PPRuNe Forums - View Single Post - A warning message to flying instructors
View Single Post
Old 20th January 2026 | 19:46
  #26 (permalink)  
43Inches
15 Anniversary
 
Joined: Oct 2007
Posts: 3,628
Likes: 1,185
From: Aus
Yes, he was PIC and made a mistake of not preventing the outcomes and is at fault.
Actually he was hung on what was a deliberate/intentional action. The instructor chose to slide in rudder when the aircraft tracked left of center. That is not a mistaken action, it was deliberate, and was intended to assist the student. The reason the case went against the instructor is that action is considered contrary to all available information provided from the RAA, and other credible inputs. The industry consensus is that it should be clear who is acting on the controls at any time, this was written in RAA manuals and is widely accepted across aviation as critical to safety. As a professional instructor, especially one conducting an assessment, it should be clear that the student will be acting on the controls until such time the instructor takes over. The judge, and many others, considered that the input of rudder by the instructor directly led to the sequence of events that led to the crash, that is had it not occurred the crash would not have happened. BTW, I'm not saying the instructor deliberately caused the crash, just that the action itself was deliberate, but the consequence was unintended.

The correct method should have been a verbal reminder first. That is, "xxx you are tracking left of center line", then if not corrected (but still safely in margins); "XXX you need to regain centerline tracking", if it appears it's going to get dangerous "Taking over" and physically take full control, either reject the take-off or continue if safe. From an assessment point of view, statement one, slight mark down, debrief that you had to prompt, statement two, mark further down, debrief I had to prompt twice, the situation was approaching unsafe, but corrected. Last action, failed task, I had to take over, the situation was unsafe if continued. This is also a valuable training tool, the student knows exactly where the issue occurred and either corrected or didn't, being shown what is acceptable and what is not. Pushing in controls here and there that the student most likely would not even notice is unsafe and may actually make them believe they are doing it all themselves.

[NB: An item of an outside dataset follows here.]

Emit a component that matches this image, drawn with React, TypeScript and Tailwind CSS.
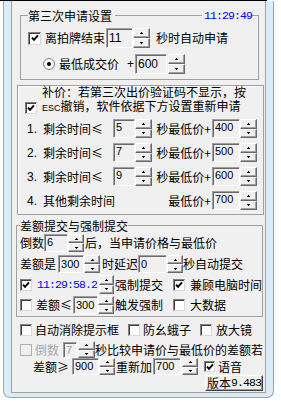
import React from "react";

const mono = "font-['Liberation_Mono',monospace] text-[11.5px] tracking-[-0.9px]";

function Arrow({ down }: { down?: boolean }) {
  return (
    <svg width="3" height="2" viewBox="0 0 3 2" shapeRendering="crispEdges">
      {down ? (
        <>
          <rect x="0" y="0" width="3" height="1" fill="#000" />
          <rect x="1" y="1" width="1" height="1" fill="#000" />
        </>
      ) : (
        <>
          <rect x="1" y="0" width="1" height="1" fill="#000" />
          <rect x="0" y="1" width="3" height="1" fill="#000" />
        </>
      )}
    </svg>
  );
}

const SpinHalf = ({ down }: { down?: boolean }) => (
  <div className="flex-1 flex items-center justify-center border border-t-white border-l-white border-r-[#696969] border-b-[#696969] shadow-[inset_-1px_-1px_0_#a0a0a0] bg-[#f0f0f0]">
    <Arrow down={down} />
  </div>
);

function Spin({ className = "" }: { className?: string }) {
  return (
    <div className={`flex flex-col shrink-0 ${className}`}>
      <SpinHalf />
      <SpinHalf down />
    </div>
  );
}

function Field({
  value,
  className = "",
  disabled,
  top,
}: {
  value: string;
  className?: string;
  disabled?: boolean;
  top?: boolean;
}) {
  return (
    <div
      className={`flex shrink-0 pl-[2px] border border-t-[#a0a0a0] border-l-[#a0a0a0] border-r-white border-b-white shadow-[inset_1px_1px_0_#696969] bg-[#f0f0f0] font-['Liberation_Sans',sans-serif] text-[11px] leading-none ${
        top ? "items-start pt-[2px]" : "items-center"
      } ${disabled ? "text-[#a0a0a0]" : "text-black"} ${className}`}
    >
      {value}
    </div>
  );
}

function Check({
  checked,
  disabled,
  className = "",
}: {
  checked?: boolean;
  disabled?: boolean;
  className?: string;
}) {
  return (
    <div
      className={`shrink-0 flex items-center justify-center border ${
        disabled
          ? "border-[#b0b0b0] bg-[#f0f0f0]"
          : "border-t-[#808080] border-l-[#808080] border-r-[#d8d8d8] border-b-[#d8d8d8] shadow-[inset_1px_1px_0_#404040] bg-white"
      } ${className || "w-[12px] h-[12px]"}`}
    >
      {checked && (
        <svg width="8" height="8" viewBox="0 0 8 8">
          <path d="M1 3.6 L3 5.8 L7 1.4" stroke="#000" strokeWidth="1.9" fill="none" />
        </svg>
      )}
    </div>
  );
}

function PriceRow({ num, label, sec, price }: { num: string; label: string; sec?: string; price: string }) {
  return (
    <div className="flex items-center h-[19px]">
      <span className="ml-[2px] w-[16px] font-['Liberation_Sans',sans-serif] text-[12px]">{num}</span>
      <span className="w-[70px] whitespace-nowrap">{label}</span>
      {sec && (
        <>
          <Field value={sec} top className="w-[22px] h-[19px]" />
          <Spin className="w-[17px] h-[19px]" />
        </>
      )}
      <div className="ml-auto flex items-center">
        <span className="pr-[1px] whitespace-nowrap">{sec ? "秒最低价+" : "最低价+"}</span>
        <Field value={price} top className="w-[28px] h-[19px]" />
        <Spin className="w-[17px] h-[19px]" />
      </div>
    </div>
  );
}

export default function App() {
  return (
    <div className="w-[281px] h-[407px] bg-white overflow-hidden font-['Noto_Sans_CJK_SC',sans-serif] text-[12px] leading-[14px] text-black">
      <div className="h-px w-[267px] bg-black" />
      <div className="ml-[3px] w-[271px] h-[397px] border-x border-b border-[#97a3af] rounded-b-[7px] bg-[#dcebf8] px-[7px] pb-[4px]">
        <div className="h-[391px] box-content border-x border-b border-[#a0a0a0] bg-[#f0f0f0] flex flex-col">
          {/* 第三次申请设置 */}
          <fieldset className="mt-[8px] ml-[8px] w-[239px] border border-[#a0a0a0] pl-[7px] pt-[6px] pb-[5px]">
            <legend className="w-[224px] h-[13px] leading-[13px] flex">
              <span className="pr-[3px] whitespace-nowrap">第三次申请设置</span>
              <span className="flex-1 h-px mt-[6px] bg-[#a0a0a0]" />
              <span className={`pl-[2px] text-[#0000ff] ${mono}`}>11:29:49</span>
            </legend>
            <div className="flex items-center h-[20px]">
              <Check checked className="w-[13px] h-[13px]" />
              <span className="ml-[4px] whitespace-nowrap">离拍牌结束</span>
              <Field value="11" className="ml-[1px] w-[27px] h-[20px] text-[12px]" />
              <Spin className="w-[17px] h-[20px]" />
              <span className="ml-[6px] whitespace-nowrap">秒时自动申请</span>
            </div>
            <div className="flex items-center h-[20px] mt-[6px]">
              <div className="ml-[15px] w-[12px] h-[12px] rounded-full border border-[#808080] bg-[#fafafa] flex items-center justify-center">
                <div className="w-[4px] h-[4px] rounded-full bg-black" />
              </div>
              <span className="ml-[4px] whitespace-nowrap">最低成交价</span>
              <span className="ml-[8px] w-[8px] font-['Liberation_Sans',sans-serif]">+</span>
              <Field value="600" className="w-[32px] h-[20px] text-[12px]" />
              <Spin className="ml-[1px] w-[17px] h-[20px]" />
            </div>
          </fieldset>

          {/* 补价 */}
          <div className="mt-[5px] ml-[5px] w-[247px] border border-[#a0a0a0] shadow-[inset_1px_1px_0_#fff] pl-[7px] pr-[6px] pb-[4px]">
            <div className="flex items-start">
              <Check checked className="mt-[16px] w-[12px] h-[12px]" />
              <div className="ml-[5px] -mt-[1px] leading-[14px] whitespace-nowrap">
                <div>补价：若第三次出价验证码不显示，按</div>
                <div>
                  <span className="font-['Liberation_Sans',sans-serif] text-[9px]">ESC</span>撤销，软件依据下方设置重新申请
                </div>
              </div>
            </div>
            <div className="mt-[4px] flex flex-col gap-[5px]">
              <PriceRow num="1." label="剩余时间≤" sec="5" price="400" />
              <PriceRow num="2." label="剩余时间≤" sec="7" price="500" />
              <PriceRow num="3." label="剩余时间≤" sec="9" price="600" />
              <PriceRow num="4." label="其他剩余时间" price="700" />
            </div>
          </div>

          {/* 差额提交与强制提交 */}
          <fieldset className="mt-[4px] ml-[4px] w-[247px] border border-[#a0a0a0] pl-[3px] pt-[2px] pb-[2px]">
            <legend className="h-[13px] leading-[13px] whitespace-nowrap">差额提交与强制提交</legend>
            <div className="flex items-center h-[18px]">
              <span className="w-[24px]">倒数</span>
              <Field value="6" top className="w-[24px] h-[18px]" />
              <Spin className="w-[16px] h-[18px]" />
              <span className="ml-[1px] whitespace-nowrap">后，当申请价格与最低价</span>
            </div>
            <div className="flex items-center h-[18px] mt-[3px]">
              <span className="whitespace-nowrap">差额是</span>
              <Field value="300" className="ml-[2px] w-[26px] h-[18px]" />
              <Spin className="w-[16px] h-[18px]" />
              <span className="ml-[2px] whitespace-nowrap">时延迟</span>
              <Field value="0" className="w-[29px] h-[18px]" />
              <Spin className="w-[16px] h-[18px]" />
              <span className="whitespace-nowrap">秒自动提交</span>
            </div>
            <div className="flex items-center h-[19px] mt-[2px]">
              <Check checked />
              <span className={`ml-[5px] w-[60px] text-[#0000ff] ${mono}`}>11:29:58.2</span>
              <Spin className="ml-[2px] w-[15px] h-[19px]" />
              <span className="ml-[1px] whitespace-nowrap">强制提交</span>
              <Check checked className="ml-[10px] w-[12px] h-[12px]" />
              <span className="ml-[5px] whitespace-nowrap">兼顾电脑时间</span>
            </div>
            <div className="flex items-center h-[18px] mt-[2px]">
              <Check />
              <span className="ml-[4px] w-[37px] whitespace-nowrap">差额≤</span>
              <Field value="300" className="w-[25px] h-[18px]" />
              <Spin className="w-[16px] h-[18px]" />
              <span className="ml-[1px] whitespace-nowrap">触发强制</span>
              <Check className="ml-[10px] w-[12px] h-[12px]" />
              <span className="ml-[5px] whitespace-nowrap">大数据</span>
            </div>
          </fieldset>

          <div className="flex items-center h-[14px] mt-[6px]">
            <Check className="ml-[8px] w-[12px] h-[12px]" />
            <span className="ml-[3px] whitespace-nowrap">自动消除提示框</span>
            <Check className="ml-[9px] w-[12px] h-[12px]" />
            <span className="ml-[3px] whitespace-nowrap">防幺蛾子</span>
            <Check className="ml-[9px] w-[12px] h-[12px]" />
            <span className="ml-[4px] whitespace-nowrap">放大镜</span>
          </div>

          <div className="flex items-center h-[17px] mt-[4px]">
            <Check disabled className="ml-[8px] w-[12px] h-[12px]" />
            <span className="ml-[3px] text-[#a8a8a8]">倒数</span>
            <Field value="7" disabled top className="ml-[4px] w-[14px] h-[16px]" />
            <Spin className="ml-[1px] w-[17px] h-[17px]" />
            <span className="whitespace-nowrap">秒比较申请价与最低价的差额若</span>
          </div>

          <div className="flex items-center h-[17px]">
            <span className="ml-[21px] w-[38px] whitespace-nowrap">差额≥</span>
            <Field value="900" top className="ml-[1px] w-[27px] h-[17px]" />
            <Spin className="w-[16px] h-[17px]" />
            <span className="ml-[1px] whitespace-nowrap">重新加</span>
            <Field value="700" top className="ml-[1px] w-[28px] h-[17px]" />
            <Spin className="ml-[1px] w-[16px] h-[17px]" />
            <Check checked className="ml-[6px] w-[11px] h-[11px]" />
            <span className="ml-[3px] whitespace-nowrap">语音</span>
          </div>

          <div className="self-end mr-[2px] w-[58px] h-[16px] flex items-center justify-center border border-t-white border-l-white border-r-[#404040] border-b-[#404040] shadow-[inset_-1px_-1px_0_#a0a0a0] bg-[#f0f0f0] whitespace-nowrap leading-none">
            版本<span className={mono}>9.483</span>
          </div>
        </div>
      </div>
    </div>
  );
}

So we are not talking about an accident where a basic error lead to the outcome, we are talking about an intentional action that goes against what an instructor should do. Whenever you chose to do something against company procedure, the rules or general accepted method (if it's considered safety critical) then you open yourself up to litigation. As an instructor, you must be up to date not only with rules and procedures, but also accepted method and technique.